***** STORED DATA *****

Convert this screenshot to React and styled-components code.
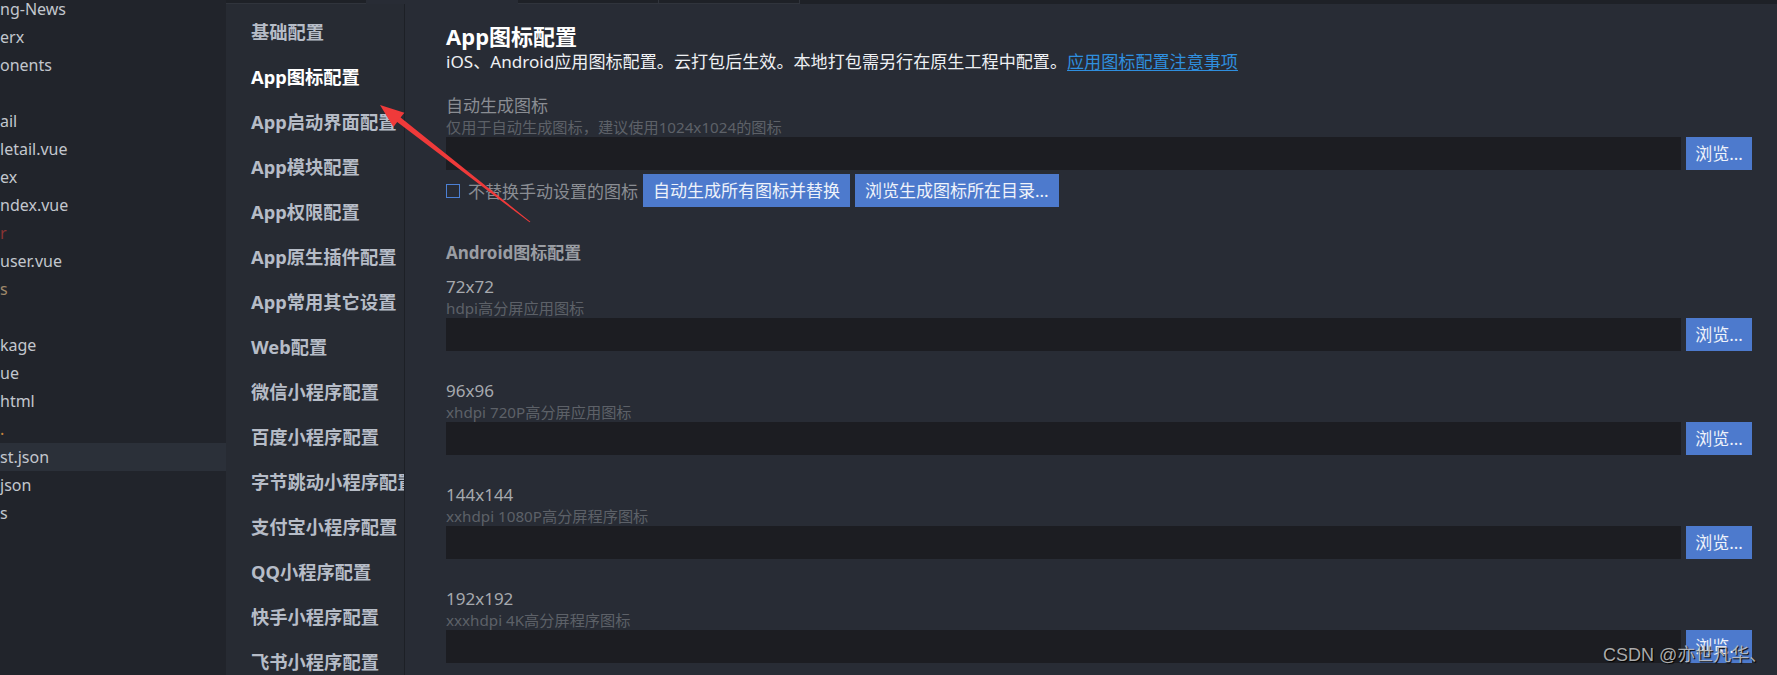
import styled, { createGlobalStyle } from "styled-components"

const GlobalStyle = createGlobalStyle`
  html, body {
    margin: 0;
    padding: 0;
    height: 100%;
    overflow: hidden;
    background: #21242b;
  }
  #root { height: 100%; }
`

const font = `"Noto Sans", "Noto Sans CJK SC", sans-serif`

const treeRows = [
  { text: "ng-News" },
  { text: "erx" },
  { text: "onents" },
  { text: "" },
  { text: "ail" },
  { text: "letail.vue" },
  { text: "ex" },
  { text: "ndex.vue" },
  { text: "r", color: "#8a3434" },
  { text: "user.vue" },
  { text: "s", color: "#a08a6c" },
  { text: "" },
  { text: "kage" },
  { text: "ue" },
  { text: "html" },
  { text: ".", color: "#c8843c" },
  { text: "st.json", active: true },
  { text: "json" },
  { text: "s" },
]

const navItems = [
  "基础配置", "App图标配置", "App启动界面配置", "App模块配置", "App权限配置",
  "App原生插件配置", "App常用其它设置", "Web配置", "微信小程序配置", "百度小程序配置",
  "字节跳动小程序配置", "支付宝小程序配置", "QQ小程序配置", "快手小程序配置", "飞书小程序配置",
]

const androidIcons = [
  { size: "72x72", hint: "hdpi高分屏应用图标" },
  { size: "96x96", hint: "xhdpi 720P高分屏应用图标" },
  { size: "144x144", hint: "xxhdpi 1080P高分屏程序图标" },
  { size: "192x192", hint: "xxxhdpi 4K高分屏程序图标" },
]

export default function App() {
  return (
    <>
      <GlobalStyle />
      <Page>
        <Tree>
          {treeRows.map((row, i) => (
            <TreeRow key={i} $active={row.active} $color={row.color}>{row.text}</TreeRow>
          ))}
        </Tree>
        <Main>
          <TabStrip>
            <Tab />
            <Tab $current />
            <Tab $bordered />
            <Tab $bordered />
          </TabStrip>
          <Body>
            <Nav>
              {navItems.map(item => (
                <NavItem key={item} $active={item === "App图标配置"}>{item}</NavItem>
              ))}
            </Nav>
            <Content>
              <Title>App图标配置</Title>
              <Desc>
                iOS、Android应用图标配置。云打包后生效。本地打包需另行在原生工程中配置。
                <Link href="#">应用图标配置注意事项</Link>
              </Desc>

              <Field $first>
                <FieldLabel>自动生成图标</FieldLabel>
                <FieldHint>仅用于自动生成图标，建议使用1024x1024的图标</FieldHint>
                <InputRow>
                  <PathInput />
                  <Button $narrow>浏览...</Button>
                </InputRow>
              </Field>
              <ActionRow>
                <Check />
                <CheckText>不替换手动设置的图标</CheckText>
                <Button>自动生成所有图标并替换</Button>
                <Button>浏览生成图标所在目录...</Button>
              </ActionRow>

              <SectionTitle>Android图标配置</SectionTitle>
              {androidIcons.map(icon => (
                <Field key={icon.size}>
                  <SizeLabel>{icon.size}</SizeLabel>
                  <FieldHint>{icon.hint}</FieldHint>
                  <InputRow>
                    <PathInput />
                    <Button $narrow>浏览...</Button>
                  </InputRow>
                </Field>
              ))}
            </Content>
          </Body>
        </Main>

        <Arrow width="1777" height="675" viewBox="0 0 1777 675">
          <polygon
            points="380,105 404.4,112.7 400.6,117.6 530.4,221.7 529.6,222.3 397.2,121.9 393.4,126.9"
            fill="#ef3a3a"
          />
        </Arrow>
        <Watermark>CSDN @亦世凡华、</Watermark>
      </Page>
    </>
  )
}

const Page = styled.div`
  position: relative;
  display: flex;
  height: 100%;
  font-family: ${font};
  overflow: hidden;
`

const Tree = styled.div`
  width: 226px;
  flex-shrink: 0;
  background: #21242b;
  margin-top: -5px;
  overflow: hidden;
`

const TreeRow = styled.div`
  height: 28px;
  line-height: 28px;
  font-size: 16px;
  white-space: nowrap;
  color: ${props => props.$color || "#c3c7ce"};
  background: ${props => props.$active ? "#2b3039" : "transparent"};
`

const Main = styled.div`
  flex: 1;
  display: flex;
  flex-direction: column;
  min-width: 0;
`

const TabStrip = styled.div`
  height: 4px;
  display: flex;
  background: #1e2127;
  flex-shrink: 0;
`

const Tab = styled.div`
  width: ${props => props.$current ? "152px" : "140px"};
  height: 3px;
  background: ${props => props.$current ? "#282c35" : "transparent"};
  border-right: ${props => props.$bordered ? "1px solid #30343c" : "none"};
  border-bottom: 1px solid ${props => props.$current ? "#282c35" : "#30343c"};
`

const Body = styled.div`
  flex: 1;
  display: flex;
  min-height: 0;
`

const Nav = styled.div`
  width: 179px;
  flex-shrink: 0;
  background: #272b33;
  border-right: 1px solid #1d2026;
  padding: 5px 0 0 25px;
  box-sizing: border-box;
  overflow: hidden;
`

const NavItem = styled.div`
  height: 45px;
  line-height: 45px;
  font-size: 18.3px;
  font-weight: 700;
  white-space: nowrap;
  color: ${props => props.$active ? "#ffffff" : "#b6bcc7"};
`

const Content = styled.div`
  flex: 1;
  background: #282c35;
  padding: 18px 25px 0 41px;
  min-width: 0;
`

const Title = styled.div`
  font-size: 22px;
  font-weight: 700;
  line-height: 28px;
  color: #ffffff;
`

const Desc = styled.div`
  margin-top: 1px;
  font-size: 17.1px;
  line-height: 22px;
  color: #eef0f3;
  white-space: nowrap;
`

const Link = styled.a`
  color: #2f8fdf;
  text-decoration: underline;
  text-underline-offset: 2px;
`

const Field = styled.div`
  margin-top: ${props => props.$first ? "22px" : "29px"};
`

const FieldLabel = styled.div`
  font-size: 17px;
  line-height: 22px;
  color: #8a8d93;
`

const SizeLabel = styled(FieldLabel)`
  color: #a6a9ae;
`

const FieldHint = styled.div`
  font-size: 15.2px;
  line-height: 20px;
  color: #5d6168;
  white-space: nowrap;
`

const InputRow = styled.div`
  display: flex;
  gap: 5px;
`

const PathInput = styled.div`
  flex: 1;
  height: 33px;
  background: #1c1d22;
`

const Button = styled.div`
  height: 33px;
  line-height: 33px;
  padding: 0 ${props => props.$narrow ? "9px" : "10px"};
  width: ${props => props.$narrow ? "66px" : "auto"};
  box-sizing: border-box;
  background: #4d7acd;
  color: #eef2fa;
  font-size: 17px;
  white-space: nowrap;
  text-align: center;
  flex-shrink: 0;
`

const ActionRow = styled.div`
  margin-top: 4px;
  display: flex;
  align-items: center;
  gap: 5px;
`

const Check = styled.div`
  width: 12px;
  height: 12px;
  border: 1px solid #4c80d4;
  flex-shrink: 0;
`

const CheckText = styled.span`
  margin-left: 3px;
  font-size: 17px;
  color: #8a8d93;
  white-space: nowrap;
`

const SectionTitle = styled.div`
  margin-top: 35px;
  margin-bottom: -17px;
  font-size: 17px;
  font-weight: 700;
  line-height: 22px;
  color: #9a9da3;
`

const Arrow = styled.svg`
  position: absolute;
  left: 0;
  top: 0;
  pointer-events: none;
`

const Watermark = styled.div`
  position: absolute;
  left: 1603px;
  top: 644px;
  font-family: "Liberation Sans", "Noto Sans CJK SC", sans-serif;
  font-size: 18px;
  line-height: 22px;
  color: rgba(200, 200, 200, 0.85);
  text-shadow: 1px 1px 1px #000;
  white-space: nowrap;
`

*****

Reproduce all of the material above word for word. Omit the pictures.

Convert this screenshot to React and styled-components code.
import styled, { createGlobalStyle } from "styled-components"

const GlobalStyle = createGlobalStyle`
  html, body {
    margin: 0;
    padding: 0;
    height: 100%;
    overflow: hidden;
    background: #21242b;
  }
  #root { height: 100%; }
`

const font = `"Noto Sans", "Noto Sans CJK SC", sans-serif`

const treeRows = [
  { text: "ng-News" },
  { text: "erx" },
  { text: "onents" },
  { text: "" },
  { text: "ail" },
  { text: "letail.vue" },
  { text: "ex" },
  { text: "ndex.vue" },
  { text: "r", color: "#8a3434" },
  { text: "user.vue" },
  { text: "s", color: "#a08a6c" },
  { text: "" },
  { text: "kage" },
  { text: "ue" },
  { text: "html" },
  { text: ".", color: "#c8843c" },
  { text: "st.json", active: true },
  { text: "json" },
  { text: "s" },
]

const navItems = [
  "基础配置", "App图标配置", "App启动界面配置", "App模块配置", "App权限配置",
  "App原生插件配置", "App常用其它设置", "Web配置", "微信小程序配置", "百度小程序配置",
  "字节跳动小程序配置", "支付宝小程序配置", "QQ小程序配置", "快手小程序配置", "飞书小程序配置",
]

const androidIcons = [
  { size: "72x72", hint: "hdpi高分屏应用图标" },
  { size: "96x96", hint: "xhdpi 720P高分屏应用图标" },
  { size: "144x144", hint: "xxhdpi 1080P高分屏程序图标" },
  { size: "192x192", hint: "xxxhdpi 4K高分屏程序图标" },
]

export default function App() {
  return (
    <>
      <GlobalStyle />
      <Page>
        <Tree>
          {treeRows.map((row, i) => (
            <TreeRow key={i} $active={row.active} $color={row.color}>{row.text}</TreeRow>
          ))}
        </Tree>
        <Main>
          <TabStrip>
            <Tab />
            <Tab $current />
            <Tab $bordered />
            <Tab $bordered />
          </TabStrip>
          <Body>
            <Nav>
              {navItems.map(item => (
                <NavItem key={item} $active={item === "App图标配置"}>{item}</NavItem>
              ))}
            </Nav>
            <Content>
              <Title>App图标配置</Title>
              <Desc>
                iOS、Android应用图标配置。云打包后生效。本地打包需另行在原生工程中配置。
                <Link href="#">应用图标配置注意事项</Link>
              </Desc>

              <Field $first>
                <FieldLabel>自动生成图标</FieldLabel>
                <FieldHint>仅用于自动生成图标，建议使用1024x1024的图标</FieldHint>
                <InputRow>
                  <PathInput />
                  <Button $narrow>浏览...</Button>
                </InputRow>
              </Field>
              <ActionRow>
                <Check />
                <CheckText>不替换手动设置的图标</CheckText>
                <Button>自动生成所有图标并替换</Button>
                <Button>浏览生成图标所在目录...</Button>
              </ActionRow>

              <SectionTitle>Android图标配置</SectionTitle>
              {androidIcons.map(icon => (
                <Field key={icon.size}>
                  <SizeLabel>{icon.size}</SizeLabel>
                  <FieldHint>{icon.hint}</FieldHint>
                  <InputRow>
                    <PathInput />
                    <Button $narrow>浏览...</Button>
                  </InputRow>
                </Field>
              ))}
            </Content>
          </Body>
        </Main>

        <Arrow width="1777" height="675" viewBox="0 0 1777 675">
          <polygon
            points="380,105 404.4,112.7 400.6,117.6 530.4,221.7 529.6,222.3 397.2,121.9 393.4,126.9"
            fill="#ef3a3a"
          />
        </Arrow>
        <Watermark>CSDN @亦世凡华、</Watermark>
      </Page>
    </>
  )
}

const Page = styled.div`
  position: relative;
  display: flex;
  height: 100%;
  font-family: ${font};
  overflow: hidden;
`

const Tree = styled.div`
  width: 226px;
  flex-shrink: 0;
  background: #21242b;
  margin-top: -5px;
  overflow: hidden;
`

const TreeRow = styled.div`
  height: 28px;
  line-height: 28px;
  font-size: 16px;
  white-space: nowrap;
  color: ${props => props.$color || "#c3c7ce"};
  background: ${props => props.$active ? "#2b3039" : "transparent"};
`

const Main = styled.div`
  flex: 1;
  display: flex;
  flex-direction: column;
  min-width: 0;
`

const TabStrip = styled.div`
  height: 4px;
  display: flex;
  background: #1e2127;
  flex-shrink: 0;
`

const Tab = styled.div`
  width: ${props => props.$current ? "152px" : "140px"};
  height: 3px;
  background: ${props => props.$current ? "#282c35" : "transparent"};
  border-right: ${props => props.$bordered ? "1px solid #30343c" : "none"};
  border-bottom: 1px solid ${props => props.$current ? "#282c35" : "#30343c"};
`

const Body = styled.div`
  flex: 1;
  display: flex;
  min-height: 0;
`

const Nav = styled.div`
  width: 179px;
  flex-shrink: 0;
  background: #272b33;
  border-right: 1px solid #1d2026;
  padding: 5px 0 0 25px;
  box-sizing: border-box;
  overflow: hidden;
`

const NavItem = styled.div`
  height: 45px;
  line-height: 45px;
  font-size: 18.3px;
  font-weight: 700;
  white-space: nowrap;
  color: ${props => props.$active ? "#ffffff" : "#b6bcc7"};
`

const Content = styled.div`
  flex: 1;
  background: #282c35;
  padding: 18px 25px 0 41px;
  min-width: 0;
`

const Title = styled.div`
  font-size: 22px;
  font-weight: 700;
  line-height: 28px;
  color: #ffffff;
`

const Desc = styled.div`
  margin-top: 1px;
  font-size: 17.1px;
  line-height: 22px;
  color: #eef0f3;
  white-space: nowrap;
`

const Link = styled.a`
  color: #2f8fdf;
  text-decoration: underline;
  text-underline-offset: 2px;
`

const Field = styled.div`
  margin-top: ${props => props.$first ? "22px" : "29px"};
`

const FieldLabel = styled.div`
  font-size: 17px;
  line-height: 22px;
  color: #8a8d93;
`

const SizeLabel = styled(FieldLabel)`
  color: #a6a9ae;
`

const FieldHint = styled.div`
  font-size: 15.2px;
  line-height: 20px;
  color: #5d6168;
  white-space: nowrap;
`

const InputRow = styled.div`
  display: flex;
  gap: 5px;
`

const PathInput = styled.div`
  flex: 1;
  height: 33px;
  background: #1c1d22;
`

const Button = styled.div`
  height: 33px;
  line-height: 33px;
  padding: 0 ${props => props.$narrow ? "9px" : "10px"};
  width: ${props => props.$narrow ? "66px" : "auto"};
  box-sizing: border-box;
  background: #4d7acd;
  color: #eef2fa;
  font-size: 17px;
  white-space: nowrap;
  text-align: center;
  flex-shrink: 0;
`

const ActionRow = styled.div`
  margin-top: 4px;
  display: flex;
  align-items: center;
  gap: 5px;
`

const Check = styled.div`
  width: 12px;
  height: 12px;
  border: 1px solid #4c80d4;
  flex-shrink: 0;
`

const CheckText = styled.span`
  margin-left: 3px;
  font-size: 17px;
  color: #8a8d93;
  white-space: nowrap;
`

const SectionTitle = styled.div`
  margin-top: 35px;
  margin-bottom: -17px;
  font-size: 17px;
  font-weight: 700;
  line-height: 22px;
  color: #9a9da3;
`

const Arrow = styled.svg`
  position: absolute;
  left: 0;
  top: 0;
  pointer-events: none;
`

const Watermark = styled.div`
  position: absolute;
  left: 1603px;
  top: 644px;
  font-family: "Liberation Sans", "Noto Sans CJK SC", sans-serif;
  font-size: 18px;
  line-height: 22px;
  color: rgba(200, 200, 200, 0.85);
  text-shadow: 1px 1px 1px #000;
  white-space: nowrap;
`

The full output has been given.